これもよくある質問ですね。考え方としては、取引としては有効ですが、領収証という課税文書を発行するわけですから課税義務は生じることになります。
つまり、経済取引を表わす領収証としては有効ですが、印紙税法違反としてペナルティーが課せられることになりますのでご注意ください。
Q7
印紙を貼らない場合のペナルティーとは?
印紙を貼らない場合のペナルティーとして印紙税法上、過怠税というものがあります。これは、課税文書に印紙税を貼らなかった場合に、印紙税の額とその2倍に相当する金額との合計額(つまり、通常の3倍)に相当する過怠税が徴収されます。
また、印紙を貼り付けても所定の方法によって消印処理されていない場合には、同様に過怠税が徴収されます。
Q8
領収証を書き損じた場合の取扱いは?
領収証を書き損じた場合、通常、取引先にはお渡しできないはずです。
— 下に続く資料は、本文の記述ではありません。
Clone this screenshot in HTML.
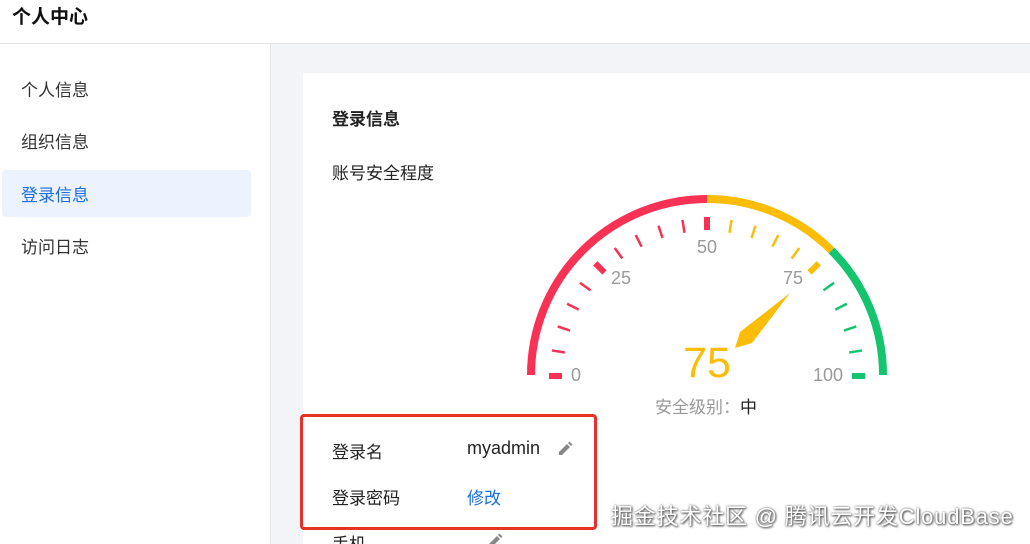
<!DOCTYPE html>
<html><head><meta charset="utf-8"><style>
*{margin:0;padding:0;box-sizing:border-box}
html,body{width:1030px;height:544px;overflow:hidden}
body{background:#f3f4f7;font-family:"Liberation Sans","Noto Sans CJK SC",sans-serif;position:relative;color:#222}
.hdr{position:absolute;left:0;top:0;width:1030px;height:44px;background:#fff;border-bottom:1px solid #e3e3e3}
.hdr span{position:absolute;left:12px;top:2px;font-size:19px;font-weight:bold;color:#111}
.side{position:absolute;left:0;top:44px;width:271px;height:500px;background:#fff;border-right:1px solid #e6e6e6}
.mi{position:absolute;left:21px;font-size:17px;color:#333}
.act{position:absolute;left:2px;top:126px;width:249px;height:47px;background:#ecf2fe;border-radius:4px}
.card{position:absolute;left:303px;top:73px;width:727px;height:471px;background:#fff}
.t{position:absolute;font-size:17px;color:#222}
.red{position:absolute;left:300px;top:414px;width:297px;height:116px;border:3px solid #e5312a;border-radius:4px}
.wm{position:absolute;left:611px;top:499px;font-size:22px;color:#fff;text-shadow:0 0 2px #555,1px 1px 2px #444;letter-spacing:0.8px}
</style></head><body>
<div class="hdr"><span>个人中心</span></div>
<div class="side">
<div class="act"></div>
<div class="mi" style="top:32px">个人信息</div>
<div class="mi" style="top:84px">组织信息</div>
<div class="mi" style="top:137px;color:#1a6fe0">登录信息</div>
<div class="mi" style="top:189px">访问日志</div>
</div>
<div class="card"></div>
<div class="t" style="left:332px;top:105px;font-weight:bold">登录信息</div>
<div class="t" style="left:332px;top:159px">账号安全程度</div>
<svg style="position:absolute;left:0;top:0" width="1030" height="544">
<g fill="none" stroke-width="8">
<path d="M531 375 A176 176 0 0 1 707 199" stroke="#f83255"/>
<path d="M707 199 A176 176 0 0 1 831.5 250.5" stroke="#fbbd08"/>
<path d="M831.5 250.5 A176 176 0 0 1 883 375" stroke="#14c46e"/>
</g>
<g>
<line x1="549" y1="376" x2="562" y2="376" stroke="#f83255" stroke-width="6"/>
<line x1="549" y1="375" x2="562" y2="375" stroke="#f83255" stroke-width="6" transform="rotate(45 707 375)"/>
<line x1="549" y1="375" x2="562" y2="375" stroke="#f83255" stroke-width="6" transform="rotate(90 707 375)"/>
<line x1="549" y1="375" x2="562" y2="375" stroke="#fbbd08" stroke-width="6" transform="rotate(135 707 375)"/>
<line x1="549" y1="374" x2="562" y2="374" stroke="#14c46e" stroke-width="6" transform="rotate(180 707 375)"/>
</g>
<g stroke-width="2.5">
<g stroke="#f83255">
<line x1="550" y1="375" x2="563" y2="375" transform="rotate(9 707 375)"/>
<line x1="550" y1="375" x2="563" y2="375" transform="rotate(18 707 375)"/>
<line x1="550" y1="375" x2="563" y2="375" transform="rotate(27 707 375)"/>
<line x1="550" y1="375" x2="563" y2="375" transform="rotate(36 707 375)"/>
<line x1="550" y1="375" x2="563" y2="375" transform="rotate(54 707 375)"/>
<line x1="550" y1="375" x2="563" y2="375" transform="rotate(63 707 375)"/>
<line x1="550" y1="375" x2="563" y2="375" transform="rotate(72 707 375)"/>
<line x1="550" y1="375" x2="563" y2="375" transform="rotate(81 707 375)"/>
</g>
<g stroke="#fbbd08">
<line x1="550" y1="375" x2="563" y2="375" transform="rotate(99 707 375)"/>
<line x1="550" y1="375" x2="563" y2="375" transform="rotate(108 707 375)"/>
<line x1="550" y1="375" x2="563" y2="375" transform="rotate(117 707 375)"/>
<line x1="550" y1="375" x2="563" y2="375" transform="rotate(126 707 375)"/>
</g>
<g stroke="#14c46e">
<line x1="550" y1="375" x2="563" y2="375" transform="rotate(144 707 375)"/>
<line x1="550" y1="375" x2="563" y2="375" transform="rotate(153 707 375)"/>
<line x1="550" y1="375" x2="563" y2="375" transform="rotate(162 707 375)"/>
<line x1="550" y1="375" x2="563" y2="375" transform="rotate(171 707 375)"/>
</g>
</g>
<g font-family="Liberation Sans,sans-serif" font-size="18" fill="#999" text-anchor="middle">
<text x="576" y="381">0</text>
<text x="621" y="284">25</text>
<text x="707" y="253">50</text>
<text x="793" y="284">75</text>
<text x="828" y="381">100</text>
</g>
<polygon points="790,293 740,332 735,348 752,343" fill="#fbbd08"/>
<text x="707" y="377" text-anchor="middle" font-family="Liberation Sans,sans-serif" font-size="43" fill="#fbbd08">75</text>
</svg>
<div class="t" style="left:655px;top:393px;font-size:17px;color:#999">安全级别：<span style="color:#222">中</span></div>
<div class="red"></div>
<div class="t" style="left:332px;top:438px">登录名</div>
<div class="t" style="left:467px;top:438px;font-size:18px">myadmin</div>
<svg style="position:absolute;left:557px;top:441px" width="16" height="16"><path d="M2 14 L2 11 L10 3 L13 6 L5 14 Z M11 2 L12.5 0.5 L15.5 3.5 L14 5 Z" fill="#888"/></svg>
<div class="t" style="left:332px;top:484px">登录密码</div>
<div class="t" style="left:467px;top:484px;color:#1a6fe0">修改</div>
<div class="t" style="left:332px;top:530px">手机</div>
<svg style="position:absolute;left:487px;top:533px" width="16" height="16"><path d="M2 14 L2 11 L10 3 L13 6 L5 14 Z M11 2 L12.5 0.5 L15.5 3.5 L14 5 Z" fill="#888"/></svg>
<div class="wm">掘金技术社区 @ 腾讯云开发CloudBase</div>
</body></html>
また、消印済みの印紙がすでに貼ってある場合には、その印紙も無効になってしまいますので注意してください。
高額の取引において、実際には「無効」になった領収証の控が何の処理もされないまま残っていたりすると、税務調査では「現金売上の計上漏れではないか」とか「領収証が二重発行されているのではないか」という不信感を与えかねません。
よって、書き損じた場合は、領収証の「正」と「控」どちらにも大きく朱で×を付けて無効と記し、「正」と「控」を一緒にホチキス留めをしておくとよいでしょう。
Q9
領収証を再発行する場合の注意点はありますか?
まずは「再発行」と朱書きすることです。
次に、比較的高額の領収証については、事業年度ごとに通し番号を付け、領収証を再発行した請求書については請求書の控と領収証の控をホチキス留めしておくなどの処理が必要です。このような処理がなされていないと、やはり税務調査で売上の計上漏れなどの疑いが持たれる可能性があります。
常に「請求書」と「領収証」は照合できるようにしておくべきでしょう。
Q10
「但し書き」の書き方に決まりはありますか?
領収証の役割の一つが「二重の支払いの請求防止」であることは、すでに述べたとおりです。
売上代金の回収をするとき、商取引上、今月売上のものは来月末日回収とか15日締め翌月25日回収といったように、会社や取引先ごとに一定の基準があります。そのような売上代金回収の場合には、但し書きに「○月分売上代金回収分として」といったように明記することをお勧めします。これにより「二重請求の防止」に役立つばかりか、精算の済んでいるものと精算の済んでいないものを請求書と領収証の二つの書類から立証できるので、取引先との無用なトラブルの防止にもつながります。
また、小口経費の領収証であっても、「品代」と但し書きをするのはお勧めできません。飲食費関連であれば打合わせ会議費代、会食代として、図書教育費であれば参考図書代、新聞購読代、雑誌購読代として、といったように取引内容や商品名、その場の状況が思い起こせるように記入されているのが望ましいでしょう。
Q11
領収証はどのくらいの期間保管しておけばよいのでしょうか?
領収証そのものは、会社規模の大小に関係なく7年間の保存と定められています。
また、領収証を作成する側としても、作成した領収証は「控」になりますが、同様に7年間保存しておいた方がよいでしょう。